Response to Letters by Settaci et al, Cremonesi et al, and Gröschel et al
We appreciate the comments on our publication “Does carotid stent cell design matter” and would like to take the opportunity to address some of the critical points.
Regarding the comments of Drs Cremonesi et al:
First, we disagree that a reanalysis of events according to the timing of their occurrence is of any value. Microembolism occurring during the procedure under cerebral protection may cause delayed symptoms after removal of the sheath and still has to be attributed to the procedure itself rather than to postimplantation stent properties. Continuous monitoring for microembolic signals would be the only way to differentiate intraprocedure versus postprocedure events. Furthermore, the vast majority of events at day 0 occurred during the procedure with an even higher incidence in the group of patients who received a closed-cell design stent. The numbers would therefore hardly change if such a reanalysis is done. Finally, the timing of stroke seems mostly irrelevant from the patients’ perspective, and closed-cell design stents had a nonsignificant 2.0% higher incidence of overall events and a significant 2.6% higher incidence of events at day 0, suggesting that these devices did not add to the safety of the procedure.

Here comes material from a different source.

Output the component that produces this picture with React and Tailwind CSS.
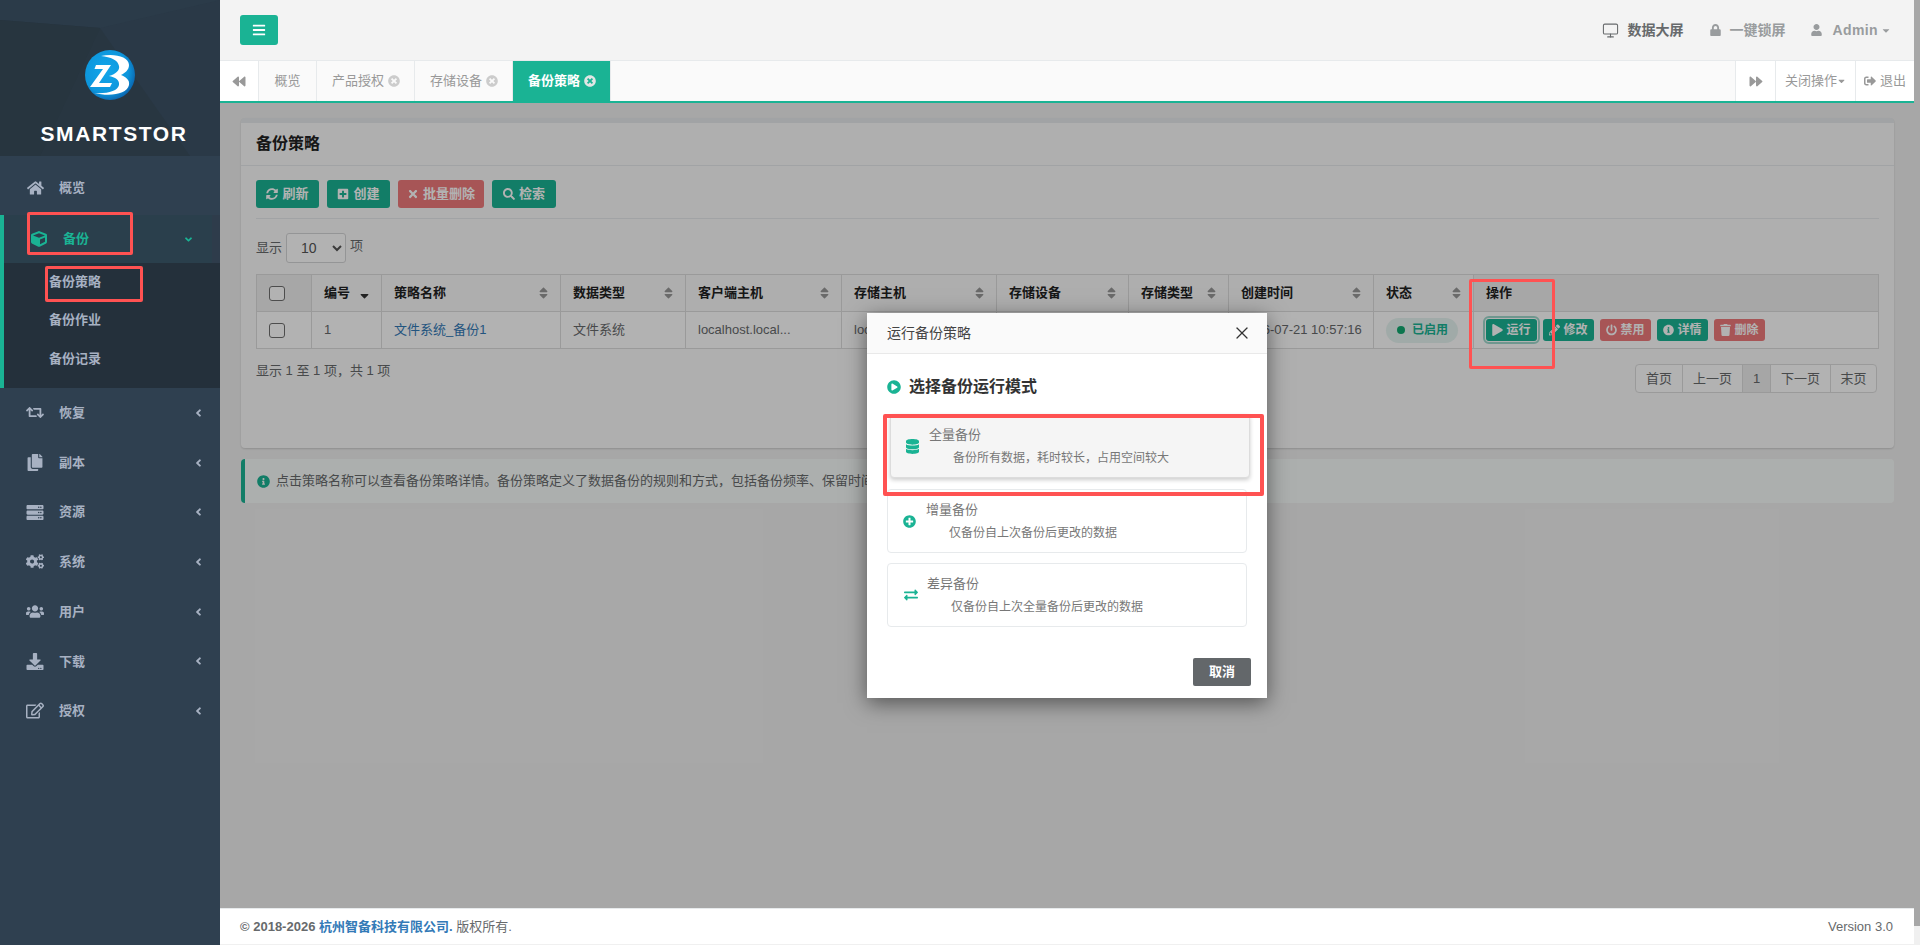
import React from 'react';
import { FaHome, FaCube, FaRetweet, FaCopy, FaServer, FaCogs, FaUsers, FaDownload, FaRegEdit, FaAngleLeft, FaAngleDown, FaBars, FaLock, FaUser, FaCaretDown, FaBackward, FaForward, FaSignOutAlt, FaTimesCircle, FaSyncAlt, FaPlusSquare, FaTimes, FaSearch, FaSort, FaSortDown, FaPlay, FaPencilAlt, FaPowerOff, FaInfoCircle, FaTrash, FaDatabase, FaPlusCircle, FaExchangeAlt, FaPlayCircle } from 'react-icons/fa';
import { Monitor, X } from 'lucide-react';

const FONT = '"Liberation Sans","Noto Sans CJK SC",sans-serif';

function Logo() {
  return (
    <svg width="50" height="50" viewBox="0 0 50 50">
      <defs>
        <radialGradient id="lg" cx="42%" cy="42%" r="62%">
          <stop offset="0%" stopColor="#12a6ea" />
          <stop offset="72%" stopColor="#0d96dc" />
          <stop offset="100%" stopColor="#0a63ad" />
        </radialGradient>
      </defs>
      <circle cx="25" cy="25" r="25" fill="url(#lg)" />
      <path d="M16 6C28 3 44 6 44 15C44 20 40 23 36 25C41 27 45 30 44 35C42 44 26 47 9 43C22 44 33 41 34 35C35 30 30 27 24 26C31 24 35 20 34 16C33 10 26 7 16 6Z" fill="#fff" />
      <path d="M11 15L26 15L14 33L27 33L25 37L5 37L18 19L9.500 19Z" fill="#fff" />
    </svg>
  );
}

const navItems = [
  [FaRetweet, '恢复'],
  [FaCopy, '副本'],
  [FaServer, '资源'],
  [FaCogs, '系统'],
  [FaUsers, '用户'],
  [FaDownload, '下载'],
  [FaRegEdit, '授权'],
];

function Sidebar() {
  return (
    <aside className="w-[220px] shrink-0 bg-[#2f4050] text-[13px] font-bold text-[#a7b1c2] flex flex-col">
      <div className="relative h-[156px] bg-[#283641] overflow-hidden flex flex-col items-center">
        <svg className="absolute inset-0" width="220" height="156" viewBox="0 0 220 156">
          <polygon points="0,0 220,0 220,30 100,28 0,20" fill="#2b3b49" />
          <polygon points="100,28 220,0 220,156 190,156" fill="#2a3947" />
          <polygon points="0,20 100,28 40,156 0,156" fill="#27353f" />
        </svg>
        <div className="relative mt-[50px] h-[50px]"><Logo /></div>
        <div className="relative mt-[22px] pl-[8px] text-white text-[21px] leading-[24px] font-bold tracking-[1.600px]">SMARTSTOR</div>
      </div>
      <div className="h-[59px] flex items-center pl-[27px] pt-[5px]">
        <FaHome className="w-[17px] h-[16px]" />
        <span className="ml-[15px]">概览</span>
      </div>
      <div className="border-l-4 border-[#1ab394] bg-[#24303b]">
        <div className="h-[48px] bg-[#2e3c4b]">
          <div className="h-full w-[208px] bg-[#2a3f4c] flex items-center text-[#1ab394] pl-[27px]">
            <FaCube className="w-[16px] h-[16px]" />
            <span className="ml-[16px] flex-1">备份</span>
            <FaAngleDown className="w-[11px] h-[11px] mr-[18px]" />
          </div>
        </div>
        <div className="h-[125px] pl-[45px] pt-[0px]">
          <div className="h-[38px] leading-[38px]">备份策略</div>
          <div className="h-[38px] leading-[38px]">备份作业</div>
          <div className="h-[38px] leading-[40px]">备份记录</div>
        </div>
      </div>
      {navItems.map(([Icon, label]) => (
        <div key={label} className="h-[49.700px] flex items-center pl-[26px] pr-[16px]">
          <Icon className="w-[18px] h-[17px]" />
          <span className="ml-[15px] flex-1">{label}</span>
          <FaAngleLeft className="w-[11px] h-[12px]" />
        </div>
      ))}
    </aside>
  );
}

function TopBar() {
  return (
    <div className="relative z-20 h-[61px] shrink-0 bg-[#f3f3f3] border-b border-[#e7eaec] flex items-center justify-between pl-[20px] pr-[23px] text-[14px] font-bold">
      <div className="w-[38px] h-[30px] rounded-[3px] bg-[#1ab394] text-white flex items-center justify-center">
        <FaBars className="w-[14px] h-[14px]" />
      </div>
      <div className="flex items-center text-[#999c9e]">
        <Monitor className="w-[17px] h-[17px] text-[#676a6c]" strokeWidth={1.500} />
        <span className="ml-[8px] text-[#676a6c]">数据大屏</span>
        <FaLock className="ml-[27px] w-[11px] h-[12px]" />
        <span className="ml-[8px]">一键锁屏</span>
        <FaUser className="ml-[26px] w-[11px] h-[12px]" />
        <span className="ml-[10px] tracking-[0.400px]">Admin</span>
        <FaCaretDown className="ml-[3px] w-[10px] h-[11px]" />
      </div>
    </div>
  );
}

function Tab({ label, active, closable }) {
  return (
    <div className={`h-full flex items-center pl-[15px] pr-[14px] border-r border-[#e7eaec] ${active ? 'bg-[#1ab394] text-white font-bold border-[#1ab394]' : 'text-[#999]'}`}>
      <span>{label}</span>
      {closable && <FaTimesCircle className={`ml-[4px] w-[12px] h-[12px] ${active ? 'text-[#e0e6e4]' : 'text-[#ccc]'}`} />}
    </div>
  );
}

function TabBar() {
  return (
    <div className="relative z-20 h-[42px] shrink-0 bg-[#fafafa] border-b-2 border-[#1ab394] flex text-[13px]">
      <div className="w-[39px] bg-white border-r border-[#e7eaec] flex items-center justify-center text-[#999]">
        <FaBackward className="w-[14px] h-[13px]" />
      </div>
      <div className="w-[58px] flex items-center justify-center border-r border-[#e7eaec] text-[#999]">概览</div>
      <Tab label="产品授权" closable />
      <Tab label="存储设备" closable />
      <Tab label="备份策略" closable active />
      <div className="flex-1" />
      <div className="w-[40px] bg-white border-l border-[#e7eaec] flex items-center justify-center text-[#999]">
        <FaForward className="w-[14px] h-[13px]" />
      </div>
      <div className="w-[80px] bg-white border-l border-[#e7eaec] flex items-center justify-center text-[#999]">
        关闭操作<FaCaretDown className="w-[9px] h-[10px]" />
      </div>
      <div className="w-[59px] bg-white border-l border-[#e7eaec] flex items-center justify-center text-[#999]">
        <FaSignOutAlt className="w-[12px] h-[12px] mr-[4px]" />退出
      </div>
    </div>
  );
}

function ToolButton({ icon: Icon, label, red, w }) {
  return (
    <button className={`h-[28px] rounded-[3px] text-white text-[13px] font-bold flex items-center justify-center gap-[4px] ${w} ${red ? 'bg-[#ef7a7c]' : 'bg-[#1ab394]'}`}>
      <Icon className="w-[12px] h-[12px]" />
      <span>{label}</span>
    </button>
  );
}

function RowButton({ icon: Icon, label, red, focus }) {
  return (
    <button className={`w-[51px] h-[22px] rounded-[3px] text-white text-[12px] font-bold flex items-center justify-center gap-[3px] ${red ? 'bg-[#ef7a7c]' : 'bg-[#1ab394]'} ${focus ? 'outline-[2px] outline-offset-[1px] outline-[#9fd9cd]' : ''}`}>
      <Icon className="w-[11px] h-[12px]" />
      <span>{label}</span>
    </button>
  );
}

const columns = [
  ['编号', 70, 'down'],
  ['策略名称', 179, 'sort'],
  ['数据类型', 125, 'sort'],
  ['客户端主机', 156, 'sort'],
  ['存储主机', 155, 'sort'],
  ['存储设备', 132, 'sort'],
  ['存储类型', 100, 'sort'],
  ['创建时间', 145, 'sort'],
  ['状态', 100, 'sort'],
];

function Checkbox() {
  return <div className="w-[16px] h-[15px] rounded-[3px] border border-[#6f6f6f] bg-white" />;
}

function DataTable() {
  const td = 'border border-[#dddddd] pl-[12px] pr-[8px] h-[37px] truncate';
  return (
    <table className="w-[1622px] table-fixed border-collapse text-[13px] text-[#676a6c]">
      <colgroup>
        <col className="w-[55px]" />
        {columns.map((c) => <col key={c[0]} style={{ width: c[1] }} />)}
        <col className="w-[405px]" />
      </colgroup>
      <thead>
        <tr className="h-[37px] text-[#222] font-bold text-left">
          <th className="border border-[#dddddd] px-[12px] bg-[#f0f0f0]"><Checkbox /></th>
          {columns.map(([label, , kind]) => (
            <th key={label} className="border border-[#dddddd] pl-[12px] pr-[11px] bg-[#f9f9f9]">
              <div className="flex items-center justify-between">
                <span>{label}</span>
                {kind === 'down'
                  ? <FaSortDown className="w-[11px] h-[14px] text-[#333]" />
                  : <FaSort className="w-[11px] h-[14px] text-[#999]" />}
              </div>
            </th>
          ))}
          <th className="border border-[#dddddd] px-[12px] bg-[#f0f0f0]">操作</th>
        </tr>
      </thead>
      <tbody>
        <tr className="bg-white">
          <td className={td}><Checkbox /></td>
          <td className={td}>1</td>
          <td className={`${td} text-[#337ab7]`}>文件系统_备份1</td>
          <td className={td}>文件系统</td>
          <td className={td}>localhost.local...</td>
          <td className={td}>localhost.local...</td>
          <td className={td}></td>
          <td className={td}></td>
          <td className={td}>2026-07-21 10:57:16</td>
          <td className={td}>
            <div className="w-[72px] h-[25px] rounded-full bg-[#e6f4f1] flex items-center pl-[11px] text-[12px] font-bold text-[#1ab394]">
              <span className="w-[8px] h-[8px] rounded-full bg-[#10a970]" />
              <span className="ml-[7px]">已启用</span>
            </div>
          </td>
          <td className={td}>
            <div className="flex gap-[6px]">
              <RowButton icon={FaPlay} label="运行" focus />
              <RowButton icon={FaPencilAlt} label="修改" />
              <RowButton icon={FaPowerOff} label="禁用" red />
              <RowButton icon={FaInfoCircle} label="详情" />
              <RowButton icon={FaTrash} label="删除" red />
            </div>
          </td>
        </tr>
      </tbody>
    </table>
  );
}

function Pagination() {
  const items = [['首页', 46], ['上一页', 60], ['1', 28], ['下一页', 60], ['末页', 46]];
  return (
    <div className="flex h-[29px] mr-[2px] rounded-[4px] border border-[#dddddd] bg-white text-[#676a6c] text-[13px] overflow-hidden">
      {items.map(([t, w], i) => (
        <div key={t} style={{ width: w }} className={`flex items-center justify-center ${i ? 'border-l border-[#dddddd]' : ''} ${t === '1' ? 'bg-[#eeeeee]' : ''}`}>{t}</div>
      ))}
    </div>
  );
}

function Content() {
  return (
    <div className="flex-1 bg-[#f0f0f0] pl-[21px] pr-[20px] pt-[15px] text-[13px] text-[#676a6c]">
      <div className="bg-[#fbfbfb] border-t-[5px] border-[#e7eaec] rounded-[4px] shadow-[0_1px_2px_rgba(0,0,0,0.15)]">
        <div className="h-[43px] flex items-center px-[15px] border-b border-[#e7eaec] text-[16px] font-bold text-[#222]">备份策略</div>
        <div className="px-[15px] pt-[14px] pb-[55px]">
          <div className="flex gap-[8px]">
            <ToolButton icon={FaSyncAlt} label="刷新" w="w-[63px]" />
            <ToolButton icon={FaPlusSquare} label="创建" w="w-[63px]" />
            <ToolButton icon={FaTimes} label="批量删除" red w="w-[86px]" />
            <ToolButton icon={FaSearch} label="检索" w="w-[64px]" />
          </div>
          <div className="h-px bg-[#e7eaec] mt-[10px]" />
          <div className="flex items-center mt-[14px] h-[30px]">
            <span className="-mt-[1px]">显示</span>
            <select defaultValue="10" className="ml-[4px] mr-[4px] w-[60px] h-[30px] rounded-[3px] border border-[#d5d6d7] bg-white text-[14px] text-[#555] pl-[10px]">
              <option>10</option>
            </select>
            <span className="-mt-[5px]">项</span>
          </div>
          <div className="mt-[11px]"><DataTable /></div>
          <div className="mt-[15px] flex justify-between items-start">
            <span className="leading-[14px]">显示 1 至 1 项，共 1 项</span>
            <Pagination />
          </div>
        </div>
      </div>
      <div className="mt-[11px] h-[44px] bg-[#f7fbf9] border-l-4 border-[#1ab394] rounded-[4px] flex items-center pl-[12px]">
        <FaInfoCircle className="w-[13px] h-[13px] text-[#1ab394]" />
        <span className="ml-[6px]">点击策略名称可以查看备份策略详情。备份策略定义了数据备份的规则和方式，包括备份频率、保留时间等。</span>
      </div>
    </div>
  );
}

function Footer() {
  return (
    <div className="relative z-20 h-[36px] mb-px shrink-0 bg-white border-t border-[#e7eaec] flex items-center justify-between pl-[20px] pr-[21px] text-[13px] text-[#676a6c]">
      <div>
        <span className="font-bold">© 2018-2026 </span>
        <span className="font-bold text-[#337ab7]">杭州智备科技有限公司.</span>
        <span> 版权所有.</span>
      </div>
      <div>Version 3.0</div>
    </div>
  );
}

function Option({ icon: Icon, iconClass, title, desc, indent, gap, hover }) {
  return (
    <div className={`h-[64px] rounded-[4px] border flex items-center pl-[15px] text-[#777] ${hover ? 'bg-[#f5f5f5] border-[#dcdcdc] shadow-[0_2px_4px_rgba(0,0,0,0.2)] translate-x-[3px] -translate-y-[1px]' : 'bg-white border-[#e7eaec]'}`}>
      <Icon className={`text-[#1ab394] shrink-0 ${iconClass}`} />
      <div style={{ marginLeft: gap }}>
        <div className="text-[13px] leading-[18px]">{title}</div>
        <div style={{ marginLeft: indent }} className="mt-[5px] text-[12px] leading-[18px]">{desc}</div>
      </div>
    </div>
  );
}

function Modal() {
  return (
    <div className="absolute z-30 left-[867px] top-[313px] w-[400px] bg-white shadow-[0_5px_20px_rgba(0,0,0,0.5)]">
      <div className="h-[41px] bg-[#fafafa] border-b border-[#e9e9e9] flex items-center justify-between pl-[20px] pr-[15px] text-[14px] text-[#444]">
        <span>运行备份策略</span>
        <X className="w-[20px] h-[20px] text-[#333]" strokeWidth={1.500} />
      </div>
      <div className="pt-[21px] px-[20px]">
        <div className="h-[24px] flex items-center text-[16px] font-bold text-[#333] mb-[16px]">
          <FaPlayCircle className="w-[14px] h-[14px] text-[#1ab394] mr-[8px]" />
          选择备份运行模式
        </div>
        <div className="flex flex-col gap-[10px] w-[360px]">
          <Option hover icon={FaDatabase} iconClass="w-[13px] h-[15px]" gap={10} indent={24} title="全量备份" desc="备份所有数据，耗时较长，占用空间较大" />
          <Option icon={FaPlusCircle} iconClass="w-[13px] h-[13px]" gap={10} indent={23} title="增量备份" desc="仅备份自上次备份后更改的数据" />
          <Option icon={FaExchangeAlt} iconClass="w-[16px] h-[14px]" gap={8} indent={24} title="差异备份" desc="仅备份自上次全量备份后更改的数据" />
        </div>
      </div>
      <div className="pt-[31px] pb-[12px] pr-[16px] flex justify-end">
        <button className="w-[58px] h-[28px] rounded-[2px] bg-[#63676a] text-white text-[13px] font-bold">取消</button>
      </div>
    </div>
  );
}

function Annotations() {
  const cls = 'absolute z-40 border-[#ff5252] rounded-[2px] pointer-events-none';
  return (
    <>
      <div className={`${cls} border-[3px] left-[27px] top-[212px] w-[106px] h-[43px]`} />
      <div className={`${cls} border-[3px] left-[45px] top-[266px] w-[98px] h-[36px]`} />
      <div className={`${cls} border-[3px] left-[1469px] top-[279px] w-[86px] h-[90px]`} />
      <div className={`${cls} border-[4px] left-[883px] top-[414px] w-[381px] h-[82px]`} />
    </>
  );
}

export default function App() {
  return (
    <div className="relative w-full h-[945px] flex overflow-hidden bg-[#f0f0f0]" style={{ fontFamily: FONT }}>
      <Sidebar />
      <main className="flex-1 min-w-0 pr-[6px] flex flex-col">
        <TopBar />
        <TabBar />
        <Content />
        <Footer />
      </main>
      <div className="absolute z-10 left-[220px] right-0 top-0 bottom-[19px] bg-black/30" />
      <Modal />
      <Annotations />
    </div>
  );
}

Second, the purpose of any retrospective analysis is reporting personal experience and hypothesis generation. We did not claim that the study was adequately powered to demonstrate or exclude a difference between the stent designs. However, the authors have to acknowledge that even combining the findings of the formerly reported BIC registry and our study, there is currently no scientific evidence to support their hypothesis.
Third, in light of the limitations of the retrospective study design and length restrictions for the publication, we believed that the information on the propensity score modeling strategy would not be essential for the reader. The Hosmer-Lemeshow test was not statistically significant indicating an acceptable model fit (c=9.2, df=8, P=0.33), and the area under the receiver-operating characteristic curve for the final model was 0.70.
In summary, we feel that the formerly reported benefit of closed-cell stent design over the open-cell design lacks even more good evidence and supports the call for properly designed randomized studies.
Regarding the comments of Drs Setacci et al:
First, the number of late events was small and not statistically significantly different in our series; these findings therefore do not support the conclusion that closed-cell design stent is superior to open-cell stents in the late postprocedure phase. This is why statistics rather than “wishful thinking” are used to assess data. The intraprocedure event rate was even higher (statistically significant) with closed-cell design stents. This of course may be attributed to other factors than the stent design, such as delivery system or patient selection, but still questions the superiority of these devices.
Second, as stated above we disagree that a reanalysis of subacute events is helpful to clarify the situation.
Third, as outlined in the Discussion section of the original publication, we agree that the underlying hypothesis of the BIC registry on stent-scaffolding properties is intriguing and the ongoing discussion hopefully will trigger development of improved devices. Nevertheless, currently available data do not provide scientific evidence to support this hypothesis.
In summary, we are not saying the same thing. The take-home message from our study was that in 10 European centers no significant differences of neurological outcome according to currently available stent designs in symptomatic and asymptomatic patients were observed.
Regarding the comments of Drs Gröschel et al:
First, we agree that length of the stent might have an important impact on the occurrence of microembolic complications during and after CAS. Stroke rates in patients receiving stents of 20, 30, 40 and 50 mm in length were 0%, 2.9%, 2.7% and 2.2%, respectively (P=0.41); rates of all neurological adverse events including transient ischemic attack, stroke and death were 0%, 5.2%, 5.3% and 7.7%, respectively (P=0.34). However, it has to be acknowledged that the length of the stent is mainly determined by the length of the stenosis and thus the plaque volume. In this context, length of the stent may be just a surrogate marker for the severity of the disease (eg, length of the stenosis and plaque volume) rather than an independent risk factor for complications.